» **Requirements**
Locate the lines where "React" occurs and copy them as they stand.
___
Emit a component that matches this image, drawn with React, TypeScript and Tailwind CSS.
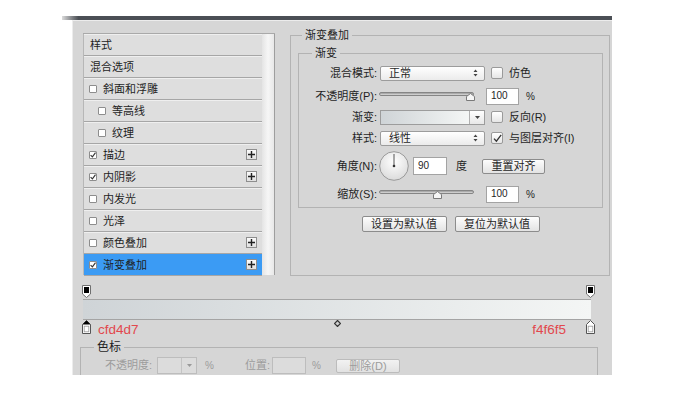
import React from "react";

type Row = {
  label: string;
  cb: boolean | null;
  indent?: boolean;
  plus?: boolean;
  selected?: boolean;
};

const rows: Row[] = [
  { label: "样式", cb: null },
  { label: "混合选项", cb: null },
  { label: "斜面和浮雕", cb: false },
  { label: "等高线", cb: false, indent: true },
  { label: "纹理", cb: false, indent: true },
  { label: "描边", cb: true, plus: true },
  { label: "内阴影", cb: true, plus: true },
  { label: "内发光", cb: false },
  { label: "光泽", cb: false },
  { label: "颜色叠加", cb: false, plus: true },
  { label: "渐变叠加", cb: true, plus: true, selected: true },
];

function SmallCheck({ checked }: { checked: boolean }) {
  return (
    <span className="flex h-[8px] w-[8px] shrink-0 items-center justify-center rounded-[1px] border border-[#8d8d8d] bg-white">
      {checked && (
        <svg width="6" height="6" viewBox="0 0 6 6">
          <path d="M0.6 3.1 L2.4 4.9 L5.5 0.7" fill="none" stroke="#333" strokeWidth="1.1" />
        </svg>
      )}
    </span>
  );
}

function Plus() {
  return (
    <span className="flex h-[11px] w-[11px] items-center justify-center border border-[#8e8e8e] bg-gradient-to-b from-[#fbfbfb] to-[#e0e0e0]">
      <svg width="7" height="7" viewBox="0 0 7 7">
        <path d="M3.5 0 V7 M0 3.5 H7" stroke="#222" strokeWidth="1.4" />
      </svg>
    </span>
  );
}

function Check({ checked, cls }: { checked: boolean; cls: string }) {
  return (
    <span
      className={
        "flex h-[12px] w-[12px] shrink-0 items-center justify-center rounded-[2px] border border-[#9a9a9a] bg-gradient-to-b from-white to-[#e6e6e6] " +
        cls
      }
    >
      {checked && (
        <svg width="9" height="9" viewBox="0 0 9 9">
          <path d="M1 4.6 L3.4 7.2 L8.2 0.8" fill="none" stroke="#333" strokeWidth="1.3" />
        </svg>
      )}
    </span>
  );
}

function UpDown() {
  return (
    <svg width="5" height="8" viewBox="0 0 5 8">
      <path d="M2.5 0.5 L4.5 3 H0.5 Z M2.5 7.5 L4.5 5 H0.5 Z" fill="#444" />
    </svg>
  );
}

function Select({ text }: { text: string }) {
  return (
    <div className="ml-[3px] flex h-[15px] w-[105px] items-center justify-between rounded-[2px] border border-[#9c9c9c] bg-gradient-to-b from-white to-[#ebebeb] pl-[8px] pr-[6px]">
      <span className="leading-[13px]">{text}</span>
      <UpDown />
    </div>
  );
}

function Slider({ pos }: { pos: number }) {
  return (
    <div className="relative ml-[2px] h-[9px] w-[95px]">
      <div className="h-[4px] w-full rounded-full border border-[#858585] bg-gradient-to-b from-[#9a9a9a] to-[#dedede]" />
      <svg className="absolute top-[1px]" style={{ left: pos - 4.5 }} width="9" height="8" viewBox="0 0 9 8">
        <path d="M0.5 7.5 V3.5 L4.5 0.5 L8.5 3.5 V7.5 Z" fill="#f6f6f6" stroke="#7a7a7a" />
      </svg>
    </div>
  );
}

function NumBox({ value, cls }: { value: string; cls: string }) {
  return (
    <div
      className={
        "flex items-center border border-[#a3a3a3] bg-white pl-[4px] text-[10px] leading-[12px] " + cls
      }
    >
      {value}
    </div>
  );
}

function Button({ text, cls }: { text: string; cls: string }) {
  return (
    <div
      className={
        "flex items-center justify-center rounded-[2px] border border-[#8c8c8c] bg-gradient-to-b from-[#fdfdfd] to-[#e3e3e3] leading-[12px] " +
        cls
      }
    >
      {text}
    </div>
  );
}

function TopStop() {
  return (
    <svg width="9" height="13" viewBox="0 0 9 13">
      <path d="M0.5 0.5 H8.5 V9 L4.5 12.5 L0.5 9 Z" fill="#fff" stroke="#6f6f6f" />
      <rect x="2" y="2" width="5" height="6" fill="#000" />
    </svg>
  );
}

function BottomStop({ active }: { active: boolean }) {
  return (
    <svg width="9" height="14" viewBox="0 0 9 14">
      <path d="M4.5 0.5 L8.5 4.5 V13.5 H0.5 V4.5 Z" fill="#fff" stroke="#555" />
      {active && <path d="M4.5 0.5 L8.5 4.5 H0.5 Z" fill="#000" />}
      <rect x="2.2" y="6.2" width="4.6" height="5.6" fill="#fff" stroke="#9a9a9a" strokeWidth="0.8" />
    </svg>
  );
}

export default function App() {
  return (
    <div className="relative h-[396px] w-[690px] overflow-hidden bg-white text-[11px] text-[#1f1f1f] [font-family:'Liberation_Sans','Noto_Sans_CJK_SC',sans-serif]">
      <div className="ml-[62px] mt-[16px] h-[4px] w-[550px] bg-gradient-to-r from-[#dcdcdc] via-[#4b4f55] via-[3%] to-[#4b4f55]" />
      <div className="ml-[72px] flex h-[355px] w-[540px] flex-col overflow-hidden border-l border-t border-[#ececec] bg-[#d6d6d6]">
        {/* upper area */}
        <div className="flex shrink-0 items-start pl-[10px] pt-[7px]">
          {/* style list */}
          <div className="mt-[5px] flex h-[242px] w-[192px] border-t border-[#a9a9a9]">
            <div className="flex w-[179px] flex-col border-l border-[#b7b7b7]">
              {rows.map((r) => (
                <div
                  key={r.label}
                  className={
                    r.selected
                      ? "flex h-[22px] shrink-0 items-center border-b border-[#a6a6a6] bg-[#3b9bf4] pr-[5px]"
                      : "flex h-[22px] shrink-0 items-center border-b border-[#a6a6a6] bg-[#dedede] pr-[5px] shadow-[inset_0_1px_0_#efefef]"
                  }
                >
                  <div
                    className={
                      r.cb === null
                        ? "flex flex-1 items-center gap-[6px] pl-[6px]"
                        : r.indent
                          ? "flex flex-1 items-center gap-[6px] pl-[14px]"
                          : "flex flex-1 items-center gap-[6px] pl-[5px]"
                    }
                  >
                    {r.cb !== null && <SmallCheck checked={r.cb} />}
                    <span className="leading-[14px]">{r.label}</span>
                  </div>
                  {r.plus && <Plus />}
                </div>
              ))}
            </div>
            <div className="h-full w-[13px] border-r border-[#9e9e9e] bg-gradient-to-r from-[#e4e4e4] via-[#f6f6f6] to-[#e8e8e8]" />
          </div>

          {/* right panel */}
          <fieldset className="ml-[15px] h-[248px] w-[320px] border border-[#b3b3b3] p-0">
            <legend className="ml-[11px] px-[3px] leading-[14px]">渐变叠加</legend>
            <div className="flex flex-col pl-[7px] pr-[6px]">
              <fieldset className="mt-[4px] w-[305px] border border-[#b3b3b3] p-0">
                <legend className="ml-[13px] px-[3px] leading-[14px]">渐变</legend>
                <div className="flex flex-col pb-[4px]">
                  <div className="mt-[4px] flex h-[18px] items-center">
                    <span className="w-[78px] text-right">混合模式:</span>
                    <Select text="正常" />
                    <Check checked={false} cls="ml-[6px]" />
                    <span className="ml-[6px]">仿色</span>
                  </div>
                  <div className="mt-[5px] flex h-[18px] items-center">
                    <span className="w-[78px] text-right">不透明度(P):</span>
                    <Slider pos={91} />
                    <NumBox value="100" cls="ml-[12px] h-[17px] w-[33px]" />
                    <span className="ml-[7px] text-[10px]">%</span>
                  </div>
                  <div className="mt-[3px] flex h-[18px] items-center">
                    <span className="w-[78px] text-right">渐变:</span>
                    <div className="ml-[3px] flex h-[15px] w-[105px] border border-[#9c9c9c]">
                      <div className="flex-1 bg-gradient-to-r from-[#cfd4d7] to-[#f4f6f5]" />
                      <div className="flex w-[15px] items-center justify-center border-l border-[#b0b0b0] bg-gradient-to-b from-white to-[#e8e8e8]">
                        <svg width="5" height="3" viewBox="0 0 5 3">
                          <path d="M0 0 H5 L2.5 3 Z" fill="#444" />
                        </svg>
                      </div>
                    </div>
                    <Check checked={false} cls="ml-[6px]" />
                    <span className="ml-[6px]">反向(R)</span>
                  </div>
                  <div className="mt-[3px] flex h-[18px] items-center">
                    <span className="w-[78px] text-right">样式:</span>
                    <Select text="线性" />
                    <Check checked={true} cls="ml-[6px]" />
                    <span className="ml-[6px]">与图层对齐(I)</span>
                  </div>
                  <div className="mt-[4px] flex h-[30px] items-center">
                    <span className="w-[78px] text-right">角度(N):</span>
                    <svg className="ml-[2px]" width="30" height="30" viewBox="0 0 30 30">
                      <defs>
                        <radialGradient id="dialg" cx="50%" cy="35%" r="70%">
                          <stop offset="0%" stopColor="#ffffff" />
                          <stop offset="100%" stopColor="#d8d8d8" />
                        </radialGradient>
                      </defs>
                      <circle cx="15" cy="15" r="14.3" fill="url(#dialg)" stroke="#9a9a9a" />
                      <line x1="15" y1="15" x2="15" y2="3" stroke="#555" strokeWidth="1" />
                      <circle cx="15" cy="15" r="1.3" fill="#333" />
                    </svg>
                    <NumBox value="90" cls="ml-[4px] h-[18px] w-[34px]" />
                    <span className="ml-[9px]">度</span>
                    <Button text="重置对齐" cls="ml-[15px] h-[15px] w-[63px]" />
                  </div>
                  <div className="mt-[4px] flex h-[18px] items-center">
                    <span className="w-[78px] text-right">缩放(S):</span>
                    <Slider pos={58} />
                    <NumBox value="100" cls="ml-[12px] h-[17px] w-[33px]" />
                    <span className="ml-[7px] text-[10px]">%</span>
                  </div>
                </div>
              </fieldset>
              <div className="mt-[8px] flex justify-center gap-[8px]">
                <Button text="设置为默认值" cls="h-[16px] w-[85px]" />
                <Button text="复位为默认值" cls="h-[16px] w-[85px]" />
              </div>
            </div>
          </fieldset>
        </div>

        {/* gradient editor */}
        <div className="ml-[9px] mt-[9px] flex h-[13px] w-[513px] shrink-0 justify-between">
          <TopStop />
          <TopStop />
        </div>
        <div className="ml-[10px] mt-[1px] h-[21px] w-[508px] shrink-0 border-y border-[#a4a4a4] bg-gradient-to-r from-[#cfd4d7] to-[#f4f6f5]" />
        <div className="relative ml-[9px] flex h-[14px] w-[513px] shrink-0 items-start justify-between">
          <div className="flex items-start">
            <BottomStop active={true} />
            <span className="ml-[7px] mt-[2px] text-[13.5px] leading-[16px] text-[#e2484d]">cfd4d7</span>
          </div>
          <svg className="absolute left-[252px] top-[0px]" width="7" height="7" viewBox="0 0 7 7">
            <path d="M3.5 0.5 L6.5 3.5 L3.5 6.5 L0.5 3.5 Z" fill="#cfcfcf" stroke="#333" strokeWidth="1.2" />
          </svg>
          <div className="flex items-start">
            <span className="mr-[20px] mt-[2px] text-[13.5px] leading-[16px] text-[#e2484d]">f4f6f5</span>
            <BottomStop active={false} />
          </div>
        </div>

        <fieldset className="ml-[7px] mt-[6px] h-[60px] w-[518px] shrink-0 border border-[#b3b3b3] p-0">
          <legend className="ml-[13px] px-[3px] text-[12px] leading-[14px]">色标</legend>
          <div className="mt-[3px] flex h-[17px] items-center pl-[24px] text-[#9c9c9c]">
            <span>不透明度:</span>
            <div className="ml-[5px] flex h-[17px] w-[40px] border border-[#bdbdbd] bg-[#dcdcdc]">
              <div className="flex-1" />
              <div className="flex w-[15px] items-center justify-center border-l border-[#c4c4c4]">
                <svg width="5" height="3" viewBox="0 0 5 3">
                  <path d="M0 0 H5 L2.5 3 Z" fill="#999" />
                </svg>
              </div>
            </div>
            <span className="ml-[8px] text-[10px]">%</span>
            <span className="ml-[31px]">位置:</span>
            <div className="ml-[2px] h-[17px] w-[34px] border border-[#bdbdbd] bg-[#dcdcdc]" />
            <span className="ml-[6px] text-[10px]">%</span>
            <div className="ml-[15px] flex h-[14px] w-[64px] items-center justify-center rounded-[2px] border border-[#bcbcbc] bg-gradient-to-b from-[#f2f2f2] to-[#e2e2e2] leading-[12px]">
              删除(D)
            </div>
          </div>
        </fieldset>
      </div>
    </div>
  );
}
___
» **Exercise result**
Emit a component that matches this image, drawn with React, TypeScript and Tailwind CSS.
import React from "react";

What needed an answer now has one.